What you are asked to do: Quote all entries exactly, leaving pictures aside.

**** Data section ****

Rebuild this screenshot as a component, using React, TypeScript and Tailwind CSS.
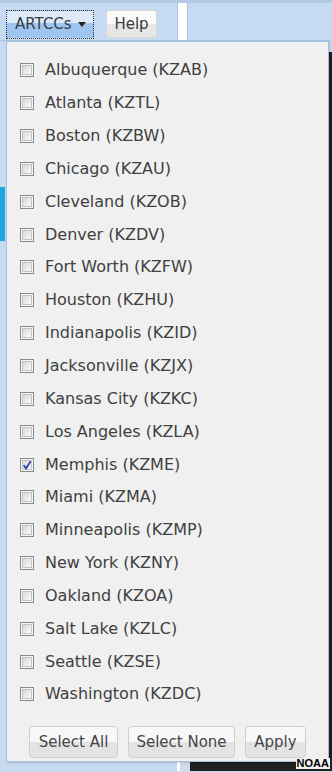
import { useState } from 'react';

const centers = [
  ['Albuquerque', 'KZAB'],
  ['Atlanta', 'KZTL'],
  ['Boston', 'KZBW'],
  ['Chicago', 'KZAU'],
  ['Cleveland', 'KZOB'],
  ['Denver', 'KZDV'],
  ['Fort Worth', 'KZFW'],
  ['Houston', 'KZHU'],
  ['Indianapolis', 'KZID'],
  ['Jacksonville', 'KZJX'],
  ['Kansas City', 'KZKC'],
  ['Los Angeles', 'KZLA'],
  ['Memphis', 'KZME'],
  ['Miami', 'KZMA'],
  ['Minneapolis', 'KZMP'],
  ['New York', 'KZNY'],
  ['Oakland', 'KZOA'],
  ['Salt Lake', 'KZLC'],
  ['Seattle', 'KZSE'],
  ['Washington', 'KZDC'],
];

const font = { fontFamily: '"DejaVu Sans", Tahoma, sans-serif' };

function Checkbox({ checked }: { checked: boolean }) {
  return (
    <span className="w-[14px] h-[14px] shrink-0 border border-[#8a8a8a] bg-[#f4f4f4] p-px">
      <span className="relative block w-full h-full border border-[#c4c4c4] bg-gradient-to-br from-[#d8d8d8] to-[#fbfbfb]">
        {checked && (
          <svg viewBox="0 0 10 10" className="absolute -left-[2px] -top-[2px] w-[12px] h-[12px]">
            <path d="M2.2 5.2 L4.2 7.8 L8 1.8" fill="none" stroke="#2a44b8" strokeWidth="1.5" />
          </svg>
        )}
      </span>
    </span>
  );
}

function GrayButton({ label, width }: { label: string; width: string }) {
  return (
    <button
      className={`${width} h-[32px] rounded-[4px] border border-[#cfcfcf] bg-gradient-to-b from-[#f8f8f8] from-50% to-[#e3e3e3] to-50% text-[15px] text-[#454545]`}
      style={font}
    >
      {label}
    </button>
  );
}

export default function App() {
  const [checked] = useState<string[]>(['KZME']);

  return (
    <div className="relative w-[332px] h-[772px] overflow-hidden bg-[#c6daf2]" style={font}>
      {/* toolbar */}
      <div className="flex h-[41px] border-t-[3px] border-[#b4cbe8] border-b border-b-[#a9c3e6]">
        <div className="flex items-start gap-[12px] w-[177px] pl-[6px] pt-[7px]">
          <button className="flex items-center gap-[6px] w-[88px] h-[29px] px-[8px] border border-dotted border-[#333] bg-gradient-to-b from-[#dfeaf8] from-45% to-[#9ec5ef] to-45% text-[15px] text-[#35404c]">
            ARTCCs
            <svg viewBox="0 0 8 5" className="w-[8px] h-[5px] shrink-0">
              <path d="M0 0 H8 L4 5 Z" fill="#222" />
            </svg>
          </button>
          <button className="w-[51px] h-[28px] rounded-[3px] border border-[#d6d6d6] bg-gradient-to-b from-[#fafafa] from-50% to-[#e6e6e6] to-50% text-[15px] text-[#3a3a3a]">
            Help
          </button>
        </div>
        <div className="w-[11px] bg-white border-x border-[#a9c3e6]" />
        <div className="flex-1" />
      </div>

      {/* map area behind */}
      <div className="flex h-[730px]">
        <div className="w-[177px] relative">
          <div className="absolute left-0 top-[146px] w-[5px] h-[54px] bg-[#1ea6df]" />
        </div>
        <div className="w-[3px] bg-white" />
        <div className="w-[10px] bg-[#cfdbe9]" />
        <div className="flex-1 flex flex-col">
          <div className="h-[11px]" />
          <div className="flex-1 bg-[#1f1f1f]" />
        </div>
      </div>

      {/* dropdown panel */}
      <div className="absolute left-[6px] top-[41px] w-[323px] h-[721px] border border-[#a6c0e0] bg-[#f0f0f0] shadow-[1px_1px_2px_rgba(0,0,0,0.15)]">
        <ul className="pt-[12px]">
          {centers.map(([name, code]) => (
            <li key={code} className="flex items-center gap-[11px] h-[32.85px] pl-[13px] text-[16px] text-[#404040]">
              <Checkbox checked={checked.includes(code)} />
              <span>
                {name} ({code})
              </span>
            </li>
          ))}
        </ul>
        <div className="flex gap-[10px] pl-[22px] pt-[15px]">
          <GrayButton label="Select All" width="w-[89px]" />
          <GrayButton label="Select None" width="w-[107px]" />
          <GrayButton label="Apply" width="w-[61px]" />
        </div>
      </div>

      {/* attribution */}
      <div className="absolute right-[2px] bottom-[3px] px-px bg-[#f0f0f0] text-[11px] leading-[11px] font-bold text-black" style={{ fontFamily: '"Liberation Sans", Arial, sans-serif' }}>
        NOAA
      </div>
    </div>
  );
}
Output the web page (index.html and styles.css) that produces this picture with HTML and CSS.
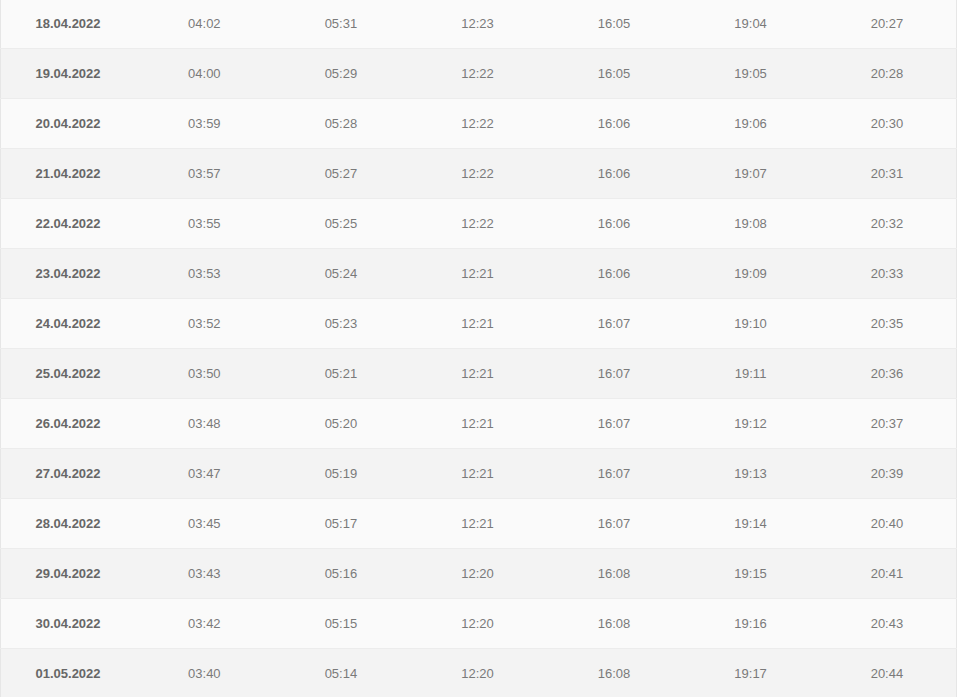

****

Result of this task:
Rebuild this screenshot as a component, using React, TypeScript and Tailwind CSS.
import { useState } from 'react';

const centers = [
  ['Albuquerque', 'KZAB'],
  ['Atlanta', 'KZTL'],
  ['Boston', 'KZBW'],
  ['Chicago', 'KZAU'],
  ['Cleveland', 'KZOB'],
  ['Denver', 'KZDV'],
  ['Fort Worth', 'KZFW'],
  ['Houston', 'KZHU'],
  ['Indianapolis', 'KZID'],
  ['Jacksonville', 'KZJX'],
  ['Kansas City', 'KZKC'],
  ['Los Angeles', 'KZLA'],
  ['Memphis', 'KZME'],
  ['Miami', 'KZMA'],
  ['Minneapolis', 'KZMP'],
  ['New York', 'KZNY'],
  ['Oakland', 'KZOA'],
  ['Salt Lake', 'KZLC'],
  ['Seattle', 'KZSE'],
  ['Washington', 'KZDC'],
];

const font = { fontFamily: '"DejaVu Sans", Tahoma, sans-serif' };

function Checkbox({ checked }: { checked: boolean }) {
  return (
    <span className="w-[14px] h-[14px] shrink-0 border border-[#8a8a8a] bg-[#f4f4f4] p-px">
      <span className="relative block w-full h-full border border-[#c4c4c4] bg-gradient-to-br from-[#d8d8d8] to-[#fbfbfb]">
        {checked && (
          <svg viewBox="0 0 10 10" className="absolute -left-[2px] -top-[2px] w-[12px] h-[12px]">
            <path d="M2.2 5.2 L4.2 7.8 L8 1.8" fill="none" stroke="#2a44b8" strokeWidth="1.5" />
          </svg>
        )}
      </span>
    </span>
  );
}

function GrayButton({ label, width }: { label: string; width: string }) {
  return (
    <button
      className={`${width} h-[32px] rounded-[4px] border border-[#cfcfcf] bg-gradient-to-b from-[#f8f8f8] from-50% to-[#e3e3e3] to-50% text-[15px] text-[#454545]`}
      style={font}
    >
      {label}
    </button>
  );
}

export default function App() {
  const [checked] = useState<string[]>(['KZME']);

  return (
    <div className="relative w-[332px] h-[772px] overflow-hidden bg-[#c6daf2]" style={font}>
      {/* toolbar */}
      <div className="flex h-[41px] border-t-[3px] border-[#b4cbe8] border-b border-b-[#a9c3e6]">
        <div className="flex items-start gap-[12px] w-[177px] pl-[6px] pt-[7px]">
          <button className="flex items-center gap-[6px] w-[88px] h-[29px] px-[8px] border border-dotted border-[#333] bg-gradient-to-b from-[#dfeaf8] from-45% to-[#9ec5ef] to-45% text-[15px] text-[#35404c]">
            ARTCCs
            <svg viewBox="0 0 8 5" className="w-[8px] h-[5px] shrink-0">
              <path d="M0 0 H8 L4 5 Z" fill="#222" />
            </svg>
          </button>
          <button className="w-[51px] h-[28px] rounded-[3px] border border-[#d6d6d6] bg-gradient-to-b from-[#fafafa] from-50% to-[#e6e6e6] to-50% text-[15px] text-[#3a3a3a]">
            Help
          </button>
        </div>
        <div className="w-[11px] bg-white border-x border-[#a9c3e6]" />
        <div className="flex-1" />
      </div>

      {/* map area behind */}
      <div className="flex h-[730px]">
        <div className="w-[177px] relative">
          <div className="absolute left-0 top-[146px] w-[5px] h-[54px] bg-[#1ea6df]" />
        </div>
        <div className="w-[3px] bg-white" />
        <div className="w-[10px] bg-[#cfdbe9]" />
        <div className="flex-1 flex flex-col">
          <div className="h-[11px]" />
          <div className="flex-1 bg-[#1f1f1f]" />
        </div>
      </div>

      {/* dropdown panel */}
      <div className="absolute left-[6px] top-[41px] w-[323px] h-[721px] border border-[#a6c0e0] bg-[#f0f0f0] shadow-[1px_1px_2px_rgba(0,0,0,0.15)]">
        <ul className="pt-[12px]">
          {centers.map(([name, code]) => (
            <li key={code} className="flex items-center gap-[11px] h-[32.85px] pl-[13px] text-[16px] text-[#404040]">
              <Checkbox checked={checked.includes(code)} />
              <span>
                {name} ({code})
              </span>
            </li>
          ))}
        </ul>
        <div className="flex gap-[10px] pl-[22px] pt-[15px]">
          <GrayButton label="Select All" width="w-[89px]" />
          <GrayButton label="Select None" width="w-[107px]" />
          <GrayButton label="Apply" width="w-[61px]" />
        </div>
      </div>

      {/* attribution */}
      <div className="absolute right-[2px] bottom-[3px] px-px bg-[#f0f0f0] text-[11px] leading-[11px] font-bold text-black" style={{ fontFamily: '"Liberation Sans", Arial, sans-serif' }}>
        NOAA
      </div>
    </div>
  );
}
Output the web page (index.html and styles.css) that produces this picture with HTML and CSS.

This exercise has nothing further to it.